東京電力が計画する、燃料・火力発電事業の「包括提携」に対し、関西電力と中部電力の大手電力2社のほか、東京ガス、大阪ガスの大手ガス2社、さらにJX日鉱日石エネルギーの計5社が名乗りを挙げている。
事と次第によっては大規模なエネルギー企業再編につながる可能性を秘めるが、「包括」の意味合いをめぐっては各社の解釈に差もあり、どういう姿に落ち着くのか、なかなか見通せない。
火力の競争力強化の重要性が増している
そもそも、なぜ今こんな話が持ち上がっているかというと、東電が今年1月に政府に認可された「新総合特別事業計画」と呼ばれる新たな再建計画で、燃料・火力発電部門で包括提携の相手を探し、競争力を高める戦略を打ち出したためだ。
なぜ燃料・火力発電かというと、原発が再稼働せず、火力発電を動かす燃料費がかさんでいるからに他ならない。今の東電の燃料費は東日本大震災前の2倍に当たる年間約3兆円。新再建計画自体も、世界最大規模を誇る柏崎刈羽原発(新潟県)の再稼働を前提にしたものだが、原発直下の活断層調査に時間がかかっているため原子力規制委員会の安全審査が進んでいない。
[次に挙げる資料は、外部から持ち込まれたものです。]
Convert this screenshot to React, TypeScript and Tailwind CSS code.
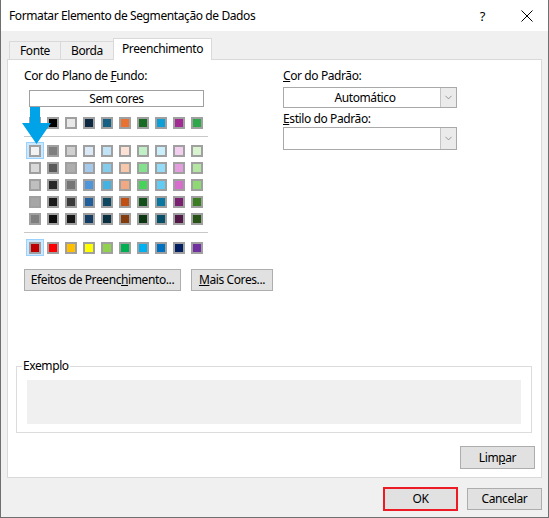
import { ChevronDown } from "lucide-react";

const themeTop = ["#ffffff", "#000000", "#e8e8e8", "#0e2841", "#156082", "#e97132", "#196b24", "#0f9ed5", "#a02b93", "#2ea84a"];

const themeShades = [
  ["#f2f2f2", "#7f7f7f", "#d0d0d0", "#dceaf7", "#c0e4f5", "#fbe2d5", "#c1f0c7", "#caeefb", "#f2ceef", "#d9f2d0"],
  ["#d9d9d9", "#595959", "#adadad", "#a6caec", "#83cceb", "#f7c7ac", "#83e28e", "#95dcf8", "#e59edd", "#b4e5a2"],
  ["#bfbfbf", "#262626", "#757575", "#4e95d9", "#44b3e1", "#f1a983", "#47d359", "#61cbf3", "#d86dcd", "#8ed973"],
  ["#a6a6a6", "#1a1a1a", "#3a3a3a", "#215f9a", "#0f4761", "#c04f15", "#124f1a", "#0b76a0", "#7a2070", "#3b7d23"],
  ["#7f7f7f", "#0d0d0d", "#171717", "#153d64", "#0a2f40", "#843c0c", "#0c3511", "#074f69", "#511848", "#275317"],
];

const standard = ["#c00000", "#ff0000", "#ffc000", "#ffff00", "#92d050", "#00b050", "#00b0f0", "#0070c0", "#002060", "#7030a0"];

function Swatch({ color, selected }: { color: string; selected?: boolean }) {
  return (
    <div
      className={
        selected
          ? "flex h-[17px] w-[18px] items-center justify-center border border-[#99d1ff] bg-[#cce8ff]"
          : "flex h-[17px] w-[18px] items-center justify-center"
      }
    >
      <div className="h-[12px] w-[12px] border-2 border-[#a0a0a0]" style={{ backgroundColor: color }} />
    </div>
  );
}

function SwatchRow({ colors, selectedIndex }: { colors: string[]; selectedIndex?: number }) {
  return (
    <div className="ml-[2px] grid w-[180px] grid-cols-10">
      {colors.map((c, i) => (
        <Swatch key={i} color={c} selected={i === selectedIndex} />
      ))}
    </div>
  );
}

function Combo({ value, height }: { value?: string; height: string }) {
  return (
    <div className={`flex w-[174px] border border-[#a9a9a9] bg-white ${height}`}>
      <div className="flex flex-1 items-center justify-center pl-[6px]">{value}</div>
      <div className="flex w-[16px] items-center justify-center border-l border-[#c4c4c4] bg-[#ebebeb]">
        <ChevronDown className="h-[11px] w-[11px] text-[#707070]" strokeWidth={1.5} />
      </div>
    </div>
  );
}

function WinButton({ children, className }: { children: React.ReactNode; className: string }) {
  return (
    <div className={`flex items-center justify-center border border-[#adadad] bg-[#e1e1e1] ${className}`}>{children}</div>
  );
}

export default function App() {
  return (
    <div className="h-[518px] w-[549px] border-x border-b border-[#6f6f6f] bg-[#f0f0f0] font-['Segoe_UI','Noto_Sans',sans-serif] text-[12px] leading-[16px] tracking-[-0.4px] text-black">
      <div className="flex h-[31px] items-center bg-white pl-[8px]">
        <span className="flex-1">Formatar Elemento de Segmentação de Dados</span>
        <span className="mr-[36px] text-[13px]">?</span>
        <svg className="mr-[15px]" width="12" height="12" viewBox="0 0 12 12">
          <path d="M0.5 0.5 L11.5 11.5 M11.5 0.5 L0.5 11.5" stroke="#000" strokeWidth="1" />
        </svg>
      </div>

      <div className="relative z-10 -mb-px ml-[8px] mt-[7px] flex items-end">
        <div className="flex h-[19px] w-[51px] items-center justify-center border-l border-t border-[#d9d9d9]">Fonte</div>
        <div className="flex h-[19px] w-[53px] items-center justify-center border-l border-t border-[#d9d9d9]">Borda</div>
        <div className="flex h-[22px] w-[99px] items-center justify-center border-x border-t border-[#d9d9d9] bg-white pb-[1px]">
          Preenchimento
        </div>
      </div>

      <div className="mx-[6px] flex h-[419px] flex-col border border-[#d9d9d9] bg-white">
        <div className="flex pt-[8px]">
          <div className="relative ml-[16px] w-[184px]">
            <div className="h-[16px]">
              Cor do Plano de <u>F</u>undo:
            </div>
            <div className="ml-[5px] mt-[6px] flex h-[17px] w-[175px] items-center justify-center border border-[#a0a0a0]">
              Sem cores
            </div>
            <div className="mt-[7px]">
              <SwatchRow colors={themeTop} />
            </div>
            <div className="mt-[5px] h-px w-full bg-[#c8c8c8]" />
            <div className="mt-[5px] flex flex-col">
              {themeShades.map((row, i) => (
                <SwatchRow key={i} colors={row} selectedIndex={i === 0 ? 0 : undefined} />
              ))}
            </div>
            <div className="mt-[5px] h-px w-full bg-[#c8c8c8]" />
            <div className="mt-[6px]">
              <SwatchRow colors={standard} selectedIndex={0} />
            </div>

            {/* blue pointer arrow drawn over the palette */}
            <svg className="absolute -left-[3px] top-[39px]" width="32" height="40" viewBox="0 0 32 40">
              <path d="M9 0 H19 V16 H30 L15.5 37 L1 16 H9 Z" fill="#00a2e8" />
            </svg>
          </div>

          <div className="ml-[75px] w-[174px]">
            <div className="h-[16px]">
              <u>C</u>or do Padrão:
            </div>
            <div className="mt-[3px]">
              <Combo value="Automático" height="h-[21px]" />
            </div>
            <div className="mt-[3px] h-[16px]">
              <u>E</u>stilo do Padrão:
            </div>
            <Combo height="h-[23px]" />
          </div>
        </div>

        <div className="ml-[16px] mt-[13px] flex gap-[10px]">
          <WinButton className="h-[22px] w-[157px]">
            <span>
              Efeitos de Preenc<u>h</u>imento...
            </span>
          </WinButton>
          <WinButton className="h-[22px] w-[82px]">
            <span>
              <u>M</u>ais Cores...
            </span>
          </WinButton>
        </div>

        <div className="relative ml-[8px] mt-[75px] h-[67px] w-[516px] border border-[#dcdcdc] px-[10px] pt-[13px]">
          <span className="absolute -top-[9px] left-[5px] bg-white px-px">Exemplo</span>
          <div className="h-[44px] w-full bg-[#f0f0f0]" />
        </div>

        <div className="mr-[6px] mt-[13px] flex justify-end">
          <WinButton className="h-[23px] w-[75px]">
            <span>
              Lim<u>p</u>ar
            </span>
          </WinButton>
        </div>
      </div>

      <div className="mr-[6px] mt-[9px] flex items-center justify-end gap-[9px]">
        <div className="flex h-[24px] w-[75px] items-center justify-center border-2 border-[#ed1c24] bg-[#e1e1e1]">OK</div>
        <WinButton className="h-[22px] w-[75px]">Cancelar</WinButton>
      </div>
    </div>
  );
}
元通産官僚ながら再稼働に慎重な地元新潟県の泉田裕彦知事が極めて慎重な姿勢であることもあって、新再建計画で想定した「7月以降に順次再稼働」は絵に描いたモチになりつつある。関西電力大飯原発(福井県)を巡り、福井地裁が5月に運転差し止めを命じる判決を出したことも逆風だ。
柏崎刈羽に原発は計7基。計画ではこのうち4基が2014年度中に再稼働すると見込んだが、ハードルが高まっている。それだけに、火力の競争力強化は重要性が増しているとも言える。
LNG調達における規模のメリットが魅力
東電が包括提携で目指すのは、まずは液化天然ガス(LNG)の調達規模を現状の年間2000万トンから3500万~4000万トンにかさ上げし、規模のメリットを生かして産出国などとの交渉力を高め、調達コストを下げることだ。さらには老朽化した火力発電所の建て替えや、シェールガスの調達強化などを想定している。
これを受け、名乗りをあげる側にも、LNG調達における規模のメリットは魅力。原発が止まっているのは、東電以外の電力各社も事情は同じで、火力でしのがなければならない以上、燃料費圧縮は共通課題だ。原発は持たないものの、ガス会社も調達規模の拡大は望むところと言えるだろう。
ただ、火力発電所の建て替えとなると話は少し違ってくる。主要メディアでは、「提携先にとって2016年の電力小売り全面自由化を控え、国内最大の需要地である首都圏での足がかりとなる」などと伝えられている。しかし、包括提携とは何か、燃料調達のみならず電力の「生産」「販売」をどこまで含めたものなのか、について東電の考え方が分からず、関電や中部電からは戸惑いの声も漏れるのだ。
原発再稼働の見込みが立たない今となっては、電力会社にとって火力発電は自社事業そのもの。それを本当に包括提携するとなれば、もはや経営統合に近い。ガス会社などにとっても、東電と提携することで「福島」の賠償や廃炉などと絡められては経営が揺らぎかねないとの懸念がある。東電は国が過半を出資する国策会社であることも、交渉をやりにくくする可能性がある。
東電は5社の提案内容を踏まえて各社とやりとりし、今秋にも優先交渉先を決め、年内の提携締結を目指す。その交渉は、「国策」でもあり、行方が注目されている。